→ GOAL
Show every line in the entries below where the word "React" appears.

→ SUPPLIED ENTRIES
========

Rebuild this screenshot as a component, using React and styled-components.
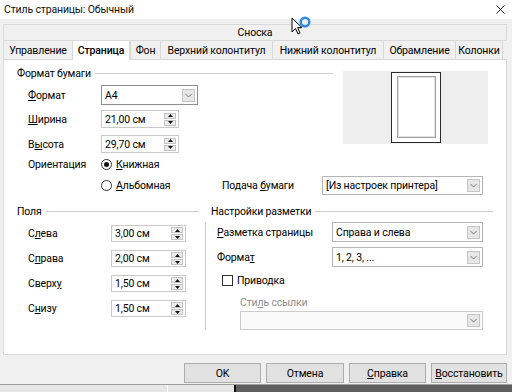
import React from "react";
import styled, { createGlobalStyle } from "styled-components";

const GlobalStyle = createGlobalStyle`
  html, body { margin: 0; padding: 0; }
  body {
    font-family: Roboto, "Noto Sans", "Liberation Sans", sans-serif;
    font-size: 10.5px;
    letter-spacing: -0.15px;
    color: #000;
    background: #f0f0f0;
    overflow: hidden;
  }
  #root { width: 512px; height: 392px; }
`;

const Window = styled.div`
  position: relative;
  width: 512px;
  height: 392px;
  display: flex;
  flex-direction: column;
  background: #f0f0f0;
  overflow: hidden;
`;

const TitleBar = styled.div`
  height: 19px;
  flex: none;
  background: #fff;
  display: flex;
  align-items: center;
  justify-content: space-between;
  padding: 0 7px 0 4px;
  color: #111;
`;

const Body = styled.div`
  display: flex;
  flex-direction: column;
  padding: 5px 5px 0 3px;
`;

const TabRowSingle = styled.div`
  height: 15px;
  border: 1px solid #d9d9d9;
  border-bottom: none;
  background: #f0f0f0;
  display: flex;
  align-items: center;
  justify-content: center;
`;

const TabRow = styled.div`
  display: flex;
  height: 18px;
  border-top: 1px solid #d9d9d9;
`;

const Tab = styled.div`
  width: ${(p) => p.$w}px;
  flex: none;
  box-sizing: border-box;
  display: flex;
  align-items: center;
  justify-content: center;
  border-left: 1px solid #d9d9d9;
  border-right: ${(p) => (p.$last || p.$active ? "1px solid #d9d9d9" : "none")};
  background: ${(p) => (p.$active ? "#fff" : "#f0f0f0")};
  font-weight: ${(p) => (p.$active ? 500 : 400)};
  position: relative;
  z-index: ${(p) => (p.$active ? 1 : 0)};
  height: ${(p) => (p.$active ? 19 : 18)}px;
`;

const Panel = styled.div`
  height: 296px;
  box-sizing: border-box;
  background: #fff;
  border: 1px solid #d9d9d9;
  padding: 6px 13px 0 13px;
`;

const TopGrid = styled.div`
  display: grid;
  grid-template-columns: 316px 145px;
  column-gap: 10px;
`;

const Column = styled.div`
  display: flex;
  flex-direction: column;
`;

const Legend = styled.div`
  display: flex;
  align-items: center;
  height: 14px;
  gap: 4px;
  white-space: nowrap;
  &::after {
    content: "";
    flex: 1;
    border-top: 1px solid #cdcdcd;
  }
`;

const Row = styled.div`
  display: flex;
  align-items: center;
  margin-top: ${(p) => p.$mt || 0}px;
  padding-left: ${(p) => p.$indent || 0}px;
  height: ${(p) => (p.$h ? p.$h + "px" : "auto")};
  white-space: nowrap;
`;

const Label = styled.div`
  width: ${(p) => p.$w}px;
  flex: none;
  color: ${(p) => (p.$disabled ? "#8c8c8c" : "#000")};
`;

const Key = styled.span`
  text-decoration: underline;
`;

const SelectBox = styled.div`
  width: ${(p) => p.$w}px;
  height: ${(p) => p.$h || 20}px;
  margin-left: ${(p) => p.$ml || 0}px;
  margin-top: ${(p) => p.$mt || 0}px;
  flex: none;
  box-sizing: border-box;
  border: 1px solid ${(p) => p.$border || "#ababab"};
  background: ${(p) => (p.$disabled ? "#fafafa" : "#fff")};
  display: flex;
  align-items: center;
  justify-content: space-between;
  padding-left: 3px;
`;

const ArrowBox = styled.div`
  width: 13px;
  height: 13px;
  box-sizing: border-box;
  margin-right: 2px;
  background: #e6e6e6;
  border: 1px solid #c6c6c6;
  display: flex;
  align-items: center;
  justify-content: center;
`;

const SpinBox = styled.div`
  width: ${(p) => p.$w}px;
  height: ${(p) => p.$h}px;
  flex: none;
  box-sizing: border-box;
  border: 1px solid #c9c9c9;
  background: #fff;
  display: flex;
  align-items: center;
  justify-content: space-between;
  padding-left: 3px;
`;

const SpinButtons = styled.div`
  display: flex;
  flex-direction: column;
  margin-right: 2px;
`;

const SpinBtn = styled.div`
  width: 12px;
  height: 6px;
  box-sizing: border-box;
  border: 1px solid #c3c3c3;
  background: #ececec;
  display: flex;
  align-items: center;
  justify-content: center;
  & + & { margin-top: 1px; }
`;

const Radio = styled.span`
  width: 11px;
  height: 11px;
  box-sizing: border-box;
  border-radius: 50%;
  border: 1px solid #333;
  display: inline-flex;
  align-items: center;
  justify-content: center;
  flex: none;
  margin-right: 4px;
  &::after {
    content: "";
    width: 5px;
    height: 5px;
    border-radius: 50%;
    background: ${(p) => (p.$checked ? "#111" : "transparent")};
  }
`;

const Check = styled.span`
  width: 11px;
  height: 11px;
  box-sizing: border-box;
  border: 1px solid #333;
  background: #fff;
  flex: none;
  margin-right: 4px;
`;

const RadioLabel = styled.div`
  display: flex;
  align-items: center;
  width: ${(p) => (p.$w ? p.$w + "px" : "auto")};
  flex: none;
`;

const PreviewBox = styled.div`
  margin-top: 5px;
  height: 73px;
  background: #efefef;
  display: flex;
  justify-content: center;
  align-items: center;
`;

const Page = styled.div`
  width: 50px;
  height: 71px;
  box-sizing: border-box;
  border: 1px solid #2b2b2b;
  background: #fff;
  padding: 3px 4px 4px 5px;
`;

const PageInner = styled.div`
  height: 100%;
  box-sizing: border-box;
  border: 1px solid #a0a0a0;
  box-shadow: inset 0 0 0 1px #e2e2e2;
`;

const BottomGrid = styled.div`
  display: grid;
  grid-template-columns: 182px 12px 282px;
  margin-top: 9px;
`;

const Divider = styled.div`
  margin: 18px 0 0 6px;
  border-left: 1px solid #cdcdcd;
`;

const ButtonRow = styled.div`
  display: flex;
  justify-content: flex-end;
  gap: 5px;
  margin-top: 8px;
`;

const Button = styled.div`
  width: ${(p) => p.$w}px;
  height: 20px;
  box-sizing: border-box;
  background: #e1e1e1;
  border: 1px solid #adadad;
  display: flex;
  align-items: center;
  justify-content: center;
`;

const Strip = styled.div`
  margin-top: auto;
  height: 7px;
  display: flex;
  border-top: 1px solid #9d9d9d;
`;

const StripPart = styled.div`
  width: ${(p) => (p.$w ? p.$w + "px" : "auto")};
  flex: ${(p) => (p.$w ? "none" : 1)};
  background: ${(p) => p.$bg};
  border-right: ${(p) => p.$edge || "none"};
`;

const Cursor = styled.svg`
  position: absolute;
  left: 291px;
  top: 16px;
`;

const Chevron = () => (
  <svg width="7" height="5" viewBox="0 0 7 5">
    <path d="M0.5 1 L3.5 4 L6.5 1" fill="none" stroke="#7a7a7a" strokeWidth="1" />
  </svg>
);

const Select = ({ w, h, children, border, disabled, ml, mt }) => (
  <SelectBox $w={w} $h={h} $border={border} $disabled={disabled} $ml={ml} $mt={mt}>
    <span>{children}</span>
    <ArrowBox>
      <Chevron />
    </ArrowBox>
  </SelectBox>
);

const Spin = ({ w, h, children }) => (
  <SpinBox $w={w} $h={h}>
    <span>{children}</span>
    <SpinButtons>
      <SpinBtn>
        <svg width="5" height="3" viewBox="0 0 5 3">
          <path d="M0 3 L2.5 0 L5 3 Z" fill="#111" />
        </svg>
      </SpinBtn>
      <SpinBtn>
        <svg width="5" height="3" viewBox="0 0 5 3">
          <path d="M0 0 L2.5 3 L5 0 Z" fill="#111" />
        </svg>
      </SpinBtn>
    </SpinButtons>
  </SpinBox>
);

const tabs = [
  { t: "Управление", w: 69 },
  { t: "Страница", w: 58, active: true },
  { t: "Фон", w: 30 },
  { t: "Верхний колонтитул", w: 112 },
  { t: "Нижний колонтитул", w: 111 },
  { t: "Обрамление", w: 72 },
  { t: "Колонки", w: 48 },
];

const margins = [
  { l: <>С<Key>л</Key>ева</>, v: "3,00 см" },
  { l: <>С<Key>п</Key>рава</>, v: "2,00 см" },
  { l: <>Сверх<Key>у</Key></>, v: "1,50 см" },
  { l: <>С<Key>н</Key>изу</>, v: "1,50 см" },
];

export default function App() {
  return (
    <Window>
      <GlobalStyle />
      <TitleBar>
        <span>Стиль страницы: Обычный</span>
        <svg width="9" height="9" viewBox="0 0 9 9">
          <path d="M0.5 0.5 L8.5 8.5 M8.5 0.5 L0.5 8.5" stroke="#222" strokeWidth="1" />
        </svg>
      </TitleBar>
      <Body>
        <TabRowSingle>Сноска</TabRowSingle>
        <TabRow>
          {tabs.map((tb, i) => (
            <Tab key={tb.t} $w={tb.w} $active={tb.active} $last={i === tabs.length - 1}>
              {tb.t}
            </Tab>
          ))}
        </TabRow>
        <Panel>
          <TopGrid>
            <Column>
              <Legend>Формат бумаги</Legend>
              <Row $mt={5} $indent={11}>
                <Label $w={73}><Key>Ф</Key>ормат</Label>
                <Select w={97} h={20} border="#8f8f8f">A4</Select>
              </Row>
              <Row $mt={5} $indent={11}>
                <Label $w={73}><Key>Ш</Key>ирина</Label>
                <Spin w={78} h={18}>21,00 см</Spin>
              </Row>
              <Row $mt={7} $indent={11}>
                <Label $w={73}>В<Key>ы</Key>сота</Label>
                <Spin w={78} h={18}>29,70 см</Spin>
              </Row>
              <Row $mt={3} $indent={11} $h={16}>
                <Label $w={73}>Ориентация</Label>
                <RadioLabel>
                  <Radio $checked />
                  <span><Key>К</Key>нижная</span>
                </RadioLabel>
              </Row>
            </Column>
            <PreviewBox>
              <Page>
                <PageInner />
              </Page>
            </PreviewBox>
          </TopGrid>
          <Row $mt={4} $indent={84}>
            <RadioLabel $w={121}>
              <Radio />
              <span><Key>А</Key>льбомная</span>
            </RadioLabel>
            <Label $w={100}>Подача <Key>б</Key>умаги</Label>
            <Select w={161} h={19} border="#b5b5b5">[Из настроек принтера]</Select>
          </Row>
          <BottomGrid>
            <Column>
              <Legend>Поля</Legend>
              {margins.map((m, i) => (
                <Row key={i} $mt={i === 0 ? 7 : 8} $indent={11}>
                  <Label $w={83}>{m.l}</Label>
                  <Spin w={75} h={17}>{m.v}</Spin>
                </Row>
              ))}
            </Column>
            <Divider />
            <Column>
              <Legend>Настройки разметки</Legend>
              <Row $mt={4} $indent={6}>
                <Label $w={115}><Key>Р</Key>азметка страницы</Label>
                <Select w={151} h={20} border="#b5b5b5">Справа и слева</Select>
              </Row>
              <Row $mt={5} $indent={6}>
                <Label $w={115}>Форма<Key>т</Key></Label>
                <Select w={151} h={20} border="#b5b5b5">1, 2, 3, ...</Select>
              </Row>
              <Row $mt={5} $indent={11} $h={16}>
                <Check />
                <span>Приводка</span>
              </Row>
              <Row $mt={7} $indent={29} $h={14}>
                <Label $w={200} $disabled>Сти<Key>л</Key>ь ссылки</Label>
              </Row>
              <Select w={243} h={19} ml={29} mt={2} border="#cccccc" disabled />
            </Column>
          </BottomGrid>
        </Panel>
        <ButtonRow>
          <Button $w={77}>OK</Button>
          <Button $w={78}>Отмена</Button>
          <Button $w={77}><Key>С</Key>правка</Button>
          <Button $w={76}><Key>В</Key>осстановить</Button>
        </ButtonRow>
      </Body>
      <Strip>
        <StripPart $w={167} $bg="#e6e6e6" $edge="1px solid #ffffff" />
        <StripPart $w={66} $bg="#e6e6e6" $edge="2px solid #111" />
        <StripPart $bg="#5e5e5e" />
      </Strip>
      <Cursor width="22" height="20" viewBox="0 0 22 20">
        <path d="M1 2 L1 16 L4.5 12.5 L7 18 L9 17 L6.6 11.6 L11 11.6 Z" fill="#fff" stroke="#000" strokeWidth="1" strokeLinejoin="round" />
        <circle cx="14" cy="6" r="4.3" fill="none" stroke="#2a8ae8" strokeWidth="2.4" />
      </Cursor>
    </Window>
  );
}
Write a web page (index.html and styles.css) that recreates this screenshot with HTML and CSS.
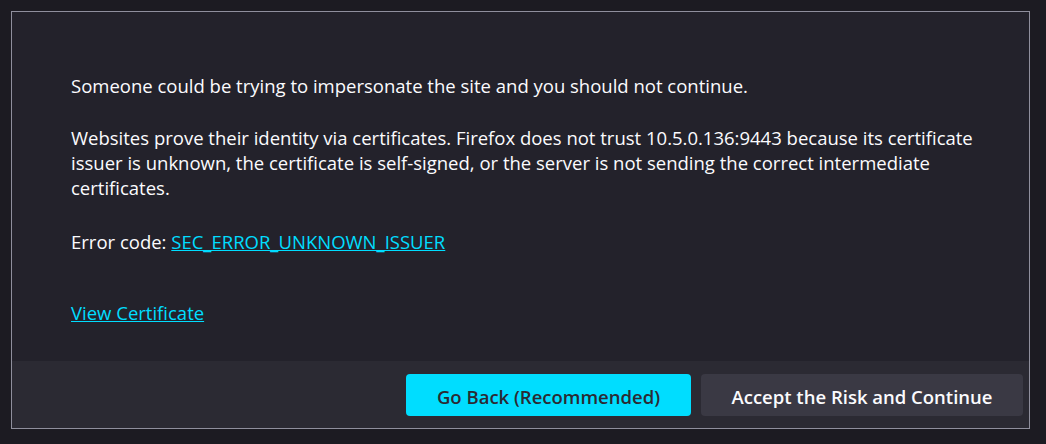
FILE: index.html
```html
<!DOCTYPE html>
<html lang="en">
<head>
<meta charset="utf-8">
<title>Warning: Potential Security Risk Ahead</title>
<link rel="stylesheet" href="styles.css">
</head>
<body>
<div class="panel">
  <div class="content">
    <p class="lead">Someone could be trying to impersonate the site and you should not continue.</p>
    <p class="desc">Websites prove their identity via certificates. Firefox does not trust 10.5.0.136:9443 because its certificate issuer is unknown, the certificate is self-signed, or the server is not sending the correct intermediate certificates.</p>
    <p class="code">Error code: <a href="#" class="link">SEC_ERROR_UNKNOWN_ISSUER</a></p>
    <p class="cert"><a href="#" class="link">View Certificate</a></p>
  </div>
  <div class="actions">
    <button class="btn primary">Go Back (Recommended)</button>
    <button class="btn secondary">Accept the Risk and Continue</button>
  </div>
</div>
</body>
</html>
```

FILE: styles.css
```css
html, body {
  margin: 0;
  padding: 0;
  background: #1c1b22;
}
body {
  padding: 11px;
  font-family: "Open Sans", "Noto Sans", sans-serif;
  color: #fbfbfe;
}
.panel {
  width: 1017px;
  height: 416px;
  border: 1px solid #8f8f9d;
  background: #23222b;
  display: flex;
  flex-direction: column;
}
.content {
  flex: 1;
  padding: 61px 10px 0 59px;
  font-size: 18.5px;
  line-height: 25px;
}
.content p {
  margin: 0;
  max-width: 940px;
}
.lead {
  margin-bottom: 27px !important;
}
.desc {
  margin-bottom: 29px !important;
}
.code {
  margin-bottom: 46px !important;
}
.link {
  color: #00ddff;
  text-decoration: underline;
}
.actions {
  height: 67px;
  background: #2b2a33;
  display: flex;
  justify-content: flex-end;
  align-items: center;
  gap: 10px;
  padding-right: 6px;
}
.btn {
  height: 42px;
  border: none;
  border-radius: 4px;
  font-family: inherit;
  font-size: 18.5px;
  font-weight: 600;
  padding: 3px 0 0 0;
}
.primary {
  width: 285px;
  background: #00ddff;
  color: #2b2a33;
}
.secondary {
  width: 322px;
  background: #3a3944;
  color: #fbfbfe;
}
```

========

→ REPLY
Rebuild this screenshot as a component, using React and styled-components.
import React from "react";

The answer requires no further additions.